** START OF INFORMATION SHOWN **
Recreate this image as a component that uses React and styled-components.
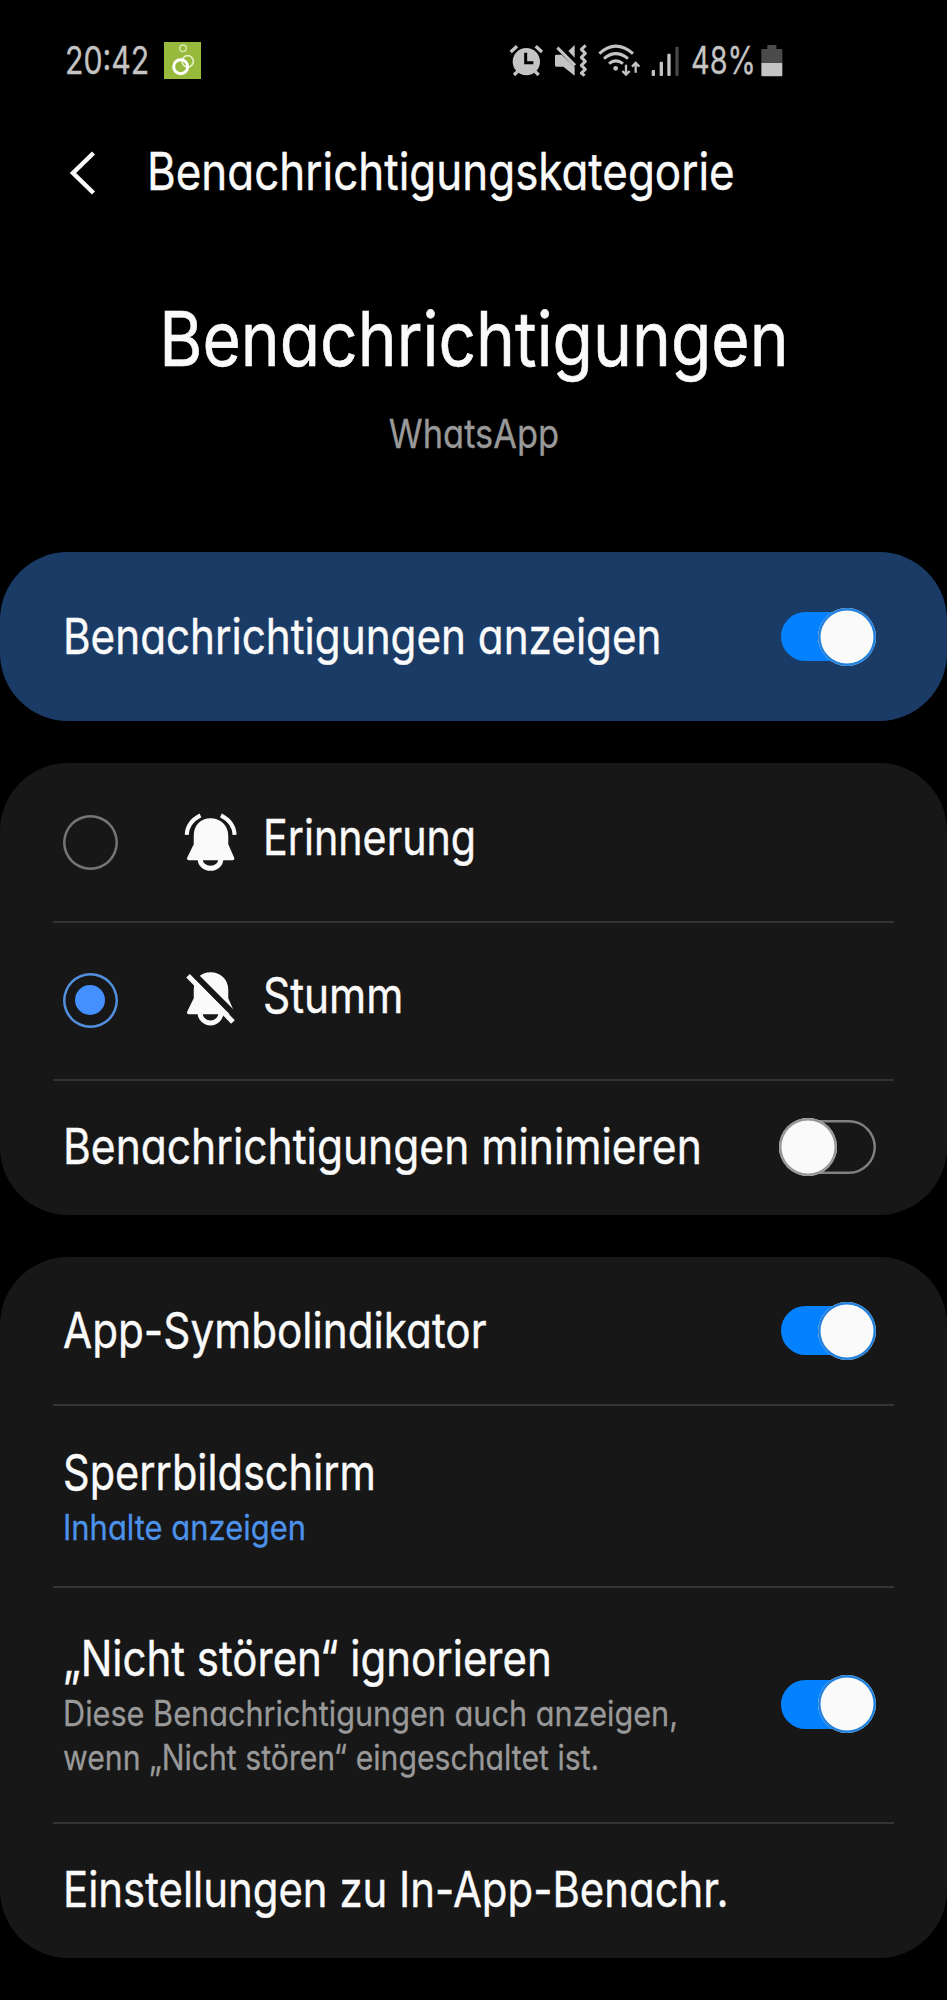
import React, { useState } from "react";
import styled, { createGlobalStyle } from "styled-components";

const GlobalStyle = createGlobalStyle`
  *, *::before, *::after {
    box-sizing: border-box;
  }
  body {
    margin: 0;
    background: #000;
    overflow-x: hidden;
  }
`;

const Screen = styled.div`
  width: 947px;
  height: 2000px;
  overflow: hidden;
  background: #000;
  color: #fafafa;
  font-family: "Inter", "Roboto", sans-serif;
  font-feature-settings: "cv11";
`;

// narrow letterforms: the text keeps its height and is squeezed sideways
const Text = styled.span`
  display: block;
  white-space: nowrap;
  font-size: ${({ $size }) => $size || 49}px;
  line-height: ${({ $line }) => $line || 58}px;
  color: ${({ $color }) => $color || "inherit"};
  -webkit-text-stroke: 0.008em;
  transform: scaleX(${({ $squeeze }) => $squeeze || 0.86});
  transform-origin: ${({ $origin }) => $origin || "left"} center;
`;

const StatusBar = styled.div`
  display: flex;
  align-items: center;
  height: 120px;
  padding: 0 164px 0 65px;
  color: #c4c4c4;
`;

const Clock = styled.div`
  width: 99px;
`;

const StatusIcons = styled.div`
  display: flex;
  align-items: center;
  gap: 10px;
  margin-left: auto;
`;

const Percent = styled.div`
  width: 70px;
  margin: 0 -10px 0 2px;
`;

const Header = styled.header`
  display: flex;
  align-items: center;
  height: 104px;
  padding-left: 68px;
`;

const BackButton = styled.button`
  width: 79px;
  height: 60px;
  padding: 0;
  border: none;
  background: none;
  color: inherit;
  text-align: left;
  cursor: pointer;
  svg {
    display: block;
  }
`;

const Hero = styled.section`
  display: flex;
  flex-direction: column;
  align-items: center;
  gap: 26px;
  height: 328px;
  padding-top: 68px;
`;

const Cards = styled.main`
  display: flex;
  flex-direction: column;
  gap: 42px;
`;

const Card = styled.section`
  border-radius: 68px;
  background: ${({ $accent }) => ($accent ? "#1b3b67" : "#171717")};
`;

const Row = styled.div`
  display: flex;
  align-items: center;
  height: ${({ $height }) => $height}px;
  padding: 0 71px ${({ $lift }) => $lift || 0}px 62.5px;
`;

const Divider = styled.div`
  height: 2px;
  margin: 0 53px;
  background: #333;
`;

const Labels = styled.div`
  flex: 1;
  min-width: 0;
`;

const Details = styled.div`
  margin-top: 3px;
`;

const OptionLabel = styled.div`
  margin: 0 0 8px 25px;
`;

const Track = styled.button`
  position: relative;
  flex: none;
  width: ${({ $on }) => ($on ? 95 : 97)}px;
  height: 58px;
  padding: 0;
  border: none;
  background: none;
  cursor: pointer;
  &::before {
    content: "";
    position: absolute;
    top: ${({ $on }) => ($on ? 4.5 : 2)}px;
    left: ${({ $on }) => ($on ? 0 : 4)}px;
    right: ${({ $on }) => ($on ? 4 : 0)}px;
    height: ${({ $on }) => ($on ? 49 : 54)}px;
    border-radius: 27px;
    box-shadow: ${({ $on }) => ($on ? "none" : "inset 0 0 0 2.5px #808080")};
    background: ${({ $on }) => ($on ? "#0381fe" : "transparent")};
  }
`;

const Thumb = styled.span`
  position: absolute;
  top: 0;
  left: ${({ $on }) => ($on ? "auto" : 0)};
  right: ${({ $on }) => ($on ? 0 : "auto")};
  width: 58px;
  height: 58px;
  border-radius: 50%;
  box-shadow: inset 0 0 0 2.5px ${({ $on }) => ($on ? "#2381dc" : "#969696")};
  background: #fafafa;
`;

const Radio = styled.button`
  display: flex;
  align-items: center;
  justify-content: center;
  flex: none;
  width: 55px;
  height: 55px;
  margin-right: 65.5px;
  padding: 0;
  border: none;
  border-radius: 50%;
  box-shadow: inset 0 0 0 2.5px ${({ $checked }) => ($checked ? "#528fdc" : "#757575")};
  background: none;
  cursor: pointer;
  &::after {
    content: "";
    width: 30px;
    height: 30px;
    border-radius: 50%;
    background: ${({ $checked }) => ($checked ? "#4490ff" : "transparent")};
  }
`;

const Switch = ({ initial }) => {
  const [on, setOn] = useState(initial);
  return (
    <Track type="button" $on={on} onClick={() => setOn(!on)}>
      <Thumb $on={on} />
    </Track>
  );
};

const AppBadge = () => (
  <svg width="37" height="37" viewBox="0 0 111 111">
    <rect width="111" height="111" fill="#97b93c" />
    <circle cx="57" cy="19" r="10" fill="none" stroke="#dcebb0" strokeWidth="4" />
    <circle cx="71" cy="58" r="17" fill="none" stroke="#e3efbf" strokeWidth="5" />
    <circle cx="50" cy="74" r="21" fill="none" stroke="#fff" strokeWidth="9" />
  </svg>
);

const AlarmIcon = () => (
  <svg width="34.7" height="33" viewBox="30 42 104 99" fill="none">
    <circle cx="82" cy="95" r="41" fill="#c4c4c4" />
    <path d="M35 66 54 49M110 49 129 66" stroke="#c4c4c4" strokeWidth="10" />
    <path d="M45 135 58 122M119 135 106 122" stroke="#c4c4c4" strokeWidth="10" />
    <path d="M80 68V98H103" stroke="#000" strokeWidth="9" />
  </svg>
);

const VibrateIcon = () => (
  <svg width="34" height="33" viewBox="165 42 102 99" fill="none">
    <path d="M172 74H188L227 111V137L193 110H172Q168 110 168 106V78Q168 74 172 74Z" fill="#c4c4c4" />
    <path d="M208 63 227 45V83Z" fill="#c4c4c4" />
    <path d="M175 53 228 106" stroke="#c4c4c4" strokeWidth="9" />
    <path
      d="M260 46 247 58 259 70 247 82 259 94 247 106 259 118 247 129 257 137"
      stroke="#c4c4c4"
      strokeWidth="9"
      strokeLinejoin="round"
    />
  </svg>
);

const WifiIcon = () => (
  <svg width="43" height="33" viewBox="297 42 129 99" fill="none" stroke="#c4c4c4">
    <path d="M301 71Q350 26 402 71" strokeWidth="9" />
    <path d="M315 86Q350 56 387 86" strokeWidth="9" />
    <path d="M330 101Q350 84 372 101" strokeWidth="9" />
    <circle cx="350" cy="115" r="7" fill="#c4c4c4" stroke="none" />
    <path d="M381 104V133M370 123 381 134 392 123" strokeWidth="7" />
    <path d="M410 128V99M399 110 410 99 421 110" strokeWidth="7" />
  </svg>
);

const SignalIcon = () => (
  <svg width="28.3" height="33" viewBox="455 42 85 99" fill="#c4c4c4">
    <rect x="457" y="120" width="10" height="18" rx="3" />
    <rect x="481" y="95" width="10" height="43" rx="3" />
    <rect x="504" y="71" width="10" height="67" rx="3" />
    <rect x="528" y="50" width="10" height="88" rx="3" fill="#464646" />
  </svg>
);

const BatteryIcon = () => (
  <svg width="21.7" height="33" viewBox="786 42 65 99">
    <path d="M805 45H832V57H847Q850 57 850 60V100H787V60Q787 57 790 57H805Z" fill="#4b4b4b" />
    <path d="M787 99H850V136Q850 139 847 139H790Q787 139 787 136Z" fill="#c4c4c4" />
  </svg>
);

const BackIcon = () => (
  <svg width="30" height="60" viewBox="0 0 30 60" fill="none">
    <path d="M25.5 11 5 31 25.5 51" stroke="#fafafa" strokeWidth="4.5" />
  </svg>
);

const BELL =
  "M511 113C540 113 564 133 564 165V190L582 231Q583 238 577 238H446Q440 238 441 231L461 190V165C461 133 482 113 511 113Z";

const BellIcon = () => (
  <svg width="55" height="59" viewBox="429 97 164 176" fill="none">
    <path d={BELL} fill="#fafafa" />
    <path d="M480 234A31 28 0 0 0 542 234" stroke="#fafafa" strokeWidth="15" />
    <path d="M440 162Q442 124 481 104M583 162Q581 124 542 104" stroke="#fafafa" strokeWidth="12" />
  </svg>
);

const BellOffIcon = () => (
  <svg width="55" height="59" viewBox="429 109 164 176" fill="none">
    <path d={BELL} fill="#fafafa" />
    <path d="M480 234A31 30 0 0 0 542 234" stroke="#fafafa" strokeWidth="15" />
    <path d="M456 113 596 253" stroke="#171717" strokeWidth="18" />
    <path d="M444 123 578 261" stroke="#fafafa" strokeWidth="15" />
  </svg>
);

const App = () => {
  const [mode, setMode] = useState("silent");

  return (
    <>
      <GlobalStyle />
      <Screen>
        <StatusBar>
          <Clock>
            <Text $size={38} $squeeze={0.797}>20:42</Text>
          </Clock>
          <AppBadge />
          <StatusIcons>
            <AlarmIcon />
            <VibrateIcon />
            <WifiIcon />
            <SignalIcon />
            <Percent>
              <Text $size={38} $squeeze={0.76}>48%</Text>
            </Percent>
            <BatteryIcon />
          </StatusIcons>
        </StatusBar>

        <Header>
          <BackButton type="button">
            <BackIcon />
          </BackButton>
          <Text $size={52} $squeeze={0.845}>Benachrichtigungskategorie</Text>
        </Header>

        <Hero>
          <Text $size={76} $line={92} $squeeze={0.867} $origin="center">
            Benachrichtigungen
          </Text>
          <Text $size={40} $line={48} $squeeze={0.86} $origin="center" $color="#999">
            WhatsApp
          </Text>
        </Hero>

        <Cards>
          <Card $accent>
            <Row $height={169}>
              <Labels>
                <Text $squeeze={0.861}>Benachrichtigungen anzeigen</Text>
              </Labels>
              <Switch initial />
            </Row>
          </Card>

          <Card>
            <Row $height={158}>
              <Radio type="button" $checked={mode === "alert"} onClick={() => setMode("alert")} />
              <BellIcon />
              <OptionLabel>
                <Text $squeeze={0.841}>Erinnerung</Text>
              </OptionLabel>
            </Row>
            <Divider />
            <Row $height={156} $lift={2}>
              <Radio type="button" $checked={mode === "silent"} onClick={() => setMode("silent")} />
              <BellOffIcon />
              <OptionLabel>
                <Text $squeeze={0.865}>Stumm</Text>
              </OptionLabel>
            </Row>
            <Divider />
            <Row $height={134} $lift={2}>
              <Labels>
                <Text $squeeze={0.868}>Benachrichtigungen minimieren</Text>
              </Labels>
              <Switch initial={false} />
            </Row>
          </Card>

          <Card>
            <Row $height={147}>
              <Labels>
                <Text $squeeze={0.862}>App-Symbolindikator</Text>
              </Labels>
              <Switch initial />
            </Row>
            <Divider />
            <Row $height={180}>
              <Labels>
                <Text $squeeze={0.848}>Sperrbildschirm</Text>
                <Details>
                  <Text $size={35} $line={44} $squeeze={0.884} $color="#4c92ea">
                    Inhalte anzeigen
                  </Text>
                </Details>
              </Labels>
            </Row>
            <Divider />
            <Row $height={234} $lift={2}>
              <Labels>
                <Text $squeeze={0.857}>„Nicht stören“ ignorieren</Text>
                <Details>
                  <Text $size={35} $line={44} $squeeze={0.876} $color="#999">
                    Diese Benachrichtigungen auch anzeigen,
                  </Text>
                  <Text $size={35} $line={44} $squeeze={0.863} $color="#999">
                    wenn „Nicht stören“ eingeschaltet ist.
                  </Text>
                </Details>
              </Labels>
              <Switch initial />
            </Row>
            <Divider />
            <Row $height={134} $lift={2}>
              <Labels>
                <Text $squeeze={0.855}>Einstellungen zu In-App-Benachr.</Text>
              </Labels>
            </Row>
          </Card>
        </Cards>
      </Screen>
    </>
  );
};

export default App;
** END OF INFORMATION SHOWN **
** START OF INFORMATION SHOWN **
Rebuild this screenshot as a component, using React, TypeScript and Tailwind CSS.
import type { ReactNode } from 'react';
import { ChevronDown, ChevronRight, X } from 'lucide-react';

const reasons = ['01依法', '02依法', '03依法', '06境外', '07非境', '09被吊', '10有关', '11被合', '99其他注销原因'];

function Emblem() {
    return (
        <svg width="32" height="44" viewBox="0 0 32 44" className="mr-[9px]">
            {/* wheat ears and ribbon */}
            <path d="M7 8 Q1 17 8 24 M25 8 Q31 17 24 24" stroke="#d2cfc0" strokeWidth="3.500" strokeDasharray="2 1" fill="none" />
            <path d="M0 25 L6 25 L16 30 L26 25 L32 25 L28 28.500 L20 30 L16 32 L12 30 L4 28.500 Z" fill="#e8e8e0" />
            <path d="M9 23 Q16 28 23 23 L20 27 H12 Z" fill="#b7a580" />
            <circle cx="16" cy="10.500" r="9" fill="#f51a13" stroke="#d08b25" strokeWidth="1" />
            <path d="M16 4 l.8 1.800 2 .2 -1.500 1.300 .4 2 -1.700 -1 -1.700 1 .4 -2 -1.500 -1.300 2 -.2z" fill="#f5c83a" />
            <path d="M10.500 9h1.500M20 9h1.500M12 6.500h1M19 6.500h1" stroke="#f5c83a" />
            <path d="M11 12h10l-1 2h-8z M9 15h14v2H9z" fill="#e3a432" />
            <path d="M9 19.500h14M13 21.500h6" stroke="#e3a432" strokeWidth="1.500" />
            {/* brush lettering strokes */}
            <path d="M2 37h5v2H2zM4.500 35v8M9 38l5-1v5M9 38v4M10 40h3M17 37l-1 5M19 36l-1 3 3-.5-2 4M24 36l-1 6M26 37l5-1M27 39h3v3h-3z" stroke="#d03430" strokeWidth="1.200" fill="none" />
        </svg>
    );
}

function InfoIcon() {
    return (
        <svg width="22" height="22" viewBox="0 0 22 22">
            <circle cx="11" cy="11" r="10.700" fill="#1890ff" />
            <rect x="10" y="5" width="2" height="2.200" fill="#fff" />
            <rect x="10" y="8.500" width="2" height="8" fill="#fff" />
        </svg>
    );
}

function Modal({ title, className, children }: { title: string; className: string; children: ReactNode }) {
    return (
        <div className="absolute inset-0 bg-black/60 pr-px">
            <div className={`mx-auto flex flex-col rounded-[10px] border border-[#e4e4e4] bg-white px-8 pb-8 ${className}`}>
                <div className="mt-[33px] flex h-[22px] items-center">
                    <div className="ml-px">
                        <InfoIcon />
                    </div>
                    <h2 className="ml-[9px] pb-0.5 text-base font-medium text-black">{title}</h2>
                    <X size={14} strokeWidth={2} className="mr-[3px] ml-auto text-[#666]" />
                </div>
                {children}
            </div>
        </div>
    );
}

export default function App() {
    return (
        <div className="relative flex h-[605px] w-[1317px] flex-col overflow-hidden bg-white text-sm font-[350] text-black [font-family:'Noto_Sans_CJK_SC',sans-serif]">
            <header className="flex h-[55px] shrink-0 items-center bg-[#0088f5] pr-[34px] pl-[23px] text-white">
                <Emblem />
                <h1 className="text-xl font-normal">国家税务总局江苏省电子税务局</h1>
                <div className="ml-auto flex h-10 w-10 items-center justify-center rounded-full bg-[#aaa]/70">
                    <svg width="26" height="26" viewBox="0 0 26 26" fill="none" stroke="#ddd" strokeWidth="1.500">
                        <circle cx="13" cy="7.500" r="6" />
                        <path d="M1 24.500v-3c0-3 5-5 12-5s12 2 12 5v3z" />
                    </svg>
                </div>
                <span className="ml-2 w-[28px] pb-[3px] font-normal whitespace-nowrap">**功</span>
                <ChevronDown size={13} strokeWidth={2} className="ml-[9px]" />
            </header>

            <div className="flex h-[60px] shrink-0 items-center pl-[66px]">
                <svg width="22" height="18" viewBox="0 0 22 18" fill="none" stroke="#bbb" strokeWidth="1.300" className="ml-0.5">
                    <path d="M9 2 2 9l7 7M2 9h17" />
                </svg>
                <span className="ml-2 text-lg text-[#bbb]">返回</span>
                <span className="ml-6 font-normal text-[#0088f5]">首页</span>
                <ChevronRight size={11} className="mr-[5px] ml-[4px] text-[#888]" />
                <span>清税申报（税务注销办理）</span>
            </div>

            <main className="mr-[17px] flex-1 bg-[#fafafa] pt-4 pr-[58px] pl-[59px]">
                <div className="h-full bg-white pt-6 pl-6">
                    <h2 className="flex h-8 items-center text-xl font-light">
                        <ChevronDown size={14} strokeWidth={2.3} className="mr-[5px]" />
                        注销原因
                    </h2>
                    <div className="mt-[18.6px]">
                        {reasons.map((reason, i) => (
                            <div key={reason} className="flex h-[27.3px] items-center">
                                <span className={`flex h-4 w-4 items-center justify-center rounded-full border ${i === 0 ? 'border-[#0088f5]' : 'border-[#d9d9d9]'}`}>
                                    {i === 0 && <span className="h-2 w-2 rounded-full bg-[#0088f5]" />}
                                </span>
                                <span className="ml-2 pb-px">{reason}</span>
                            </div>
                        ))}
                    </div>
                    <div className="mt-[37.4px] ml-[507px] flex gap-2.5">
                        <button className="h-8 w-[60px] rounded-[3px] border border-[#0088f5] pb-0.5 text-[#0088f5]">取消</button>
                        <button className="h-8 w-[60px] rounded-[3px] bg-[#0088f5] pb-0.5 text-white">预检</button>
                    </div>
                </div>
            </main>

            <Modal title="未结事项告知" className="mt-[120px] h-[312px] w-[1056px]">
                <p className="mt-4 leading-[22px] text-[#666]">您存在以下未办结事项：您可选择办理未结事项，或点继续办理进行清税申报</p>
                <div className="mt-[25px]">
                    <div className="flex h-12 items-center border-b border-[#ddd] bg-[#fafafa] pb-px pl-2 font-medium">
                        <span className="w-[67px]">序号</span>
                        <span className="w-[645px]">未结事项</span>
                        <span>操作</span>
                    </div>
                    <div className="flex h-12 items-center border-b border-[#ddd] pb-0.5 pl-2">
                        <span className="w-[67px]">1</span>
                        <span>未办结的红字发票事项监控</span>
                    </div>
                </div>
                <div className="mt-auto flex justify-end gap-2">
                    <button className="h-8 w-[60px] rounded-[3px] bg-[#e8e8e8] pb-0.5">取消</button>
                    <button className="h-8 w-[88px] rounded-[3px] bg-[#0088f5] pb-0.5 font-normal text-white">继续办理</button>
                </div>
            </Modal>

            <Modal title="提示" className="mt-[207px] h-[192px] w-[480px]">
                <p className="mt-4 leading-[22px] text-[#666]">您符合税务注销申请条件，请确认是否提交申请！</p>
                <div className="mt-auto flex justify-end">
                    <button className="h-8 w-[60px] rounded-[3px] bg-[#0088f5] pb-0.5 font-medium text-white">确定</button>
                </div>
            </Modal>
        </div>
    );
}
** END OF INFORMATION SHOWN **
**GIVEN EXERCISE**
Go through the listing above line by line and say how many lines hold the word "this". Reply with that number only.

**ANSWER IN FULL**
2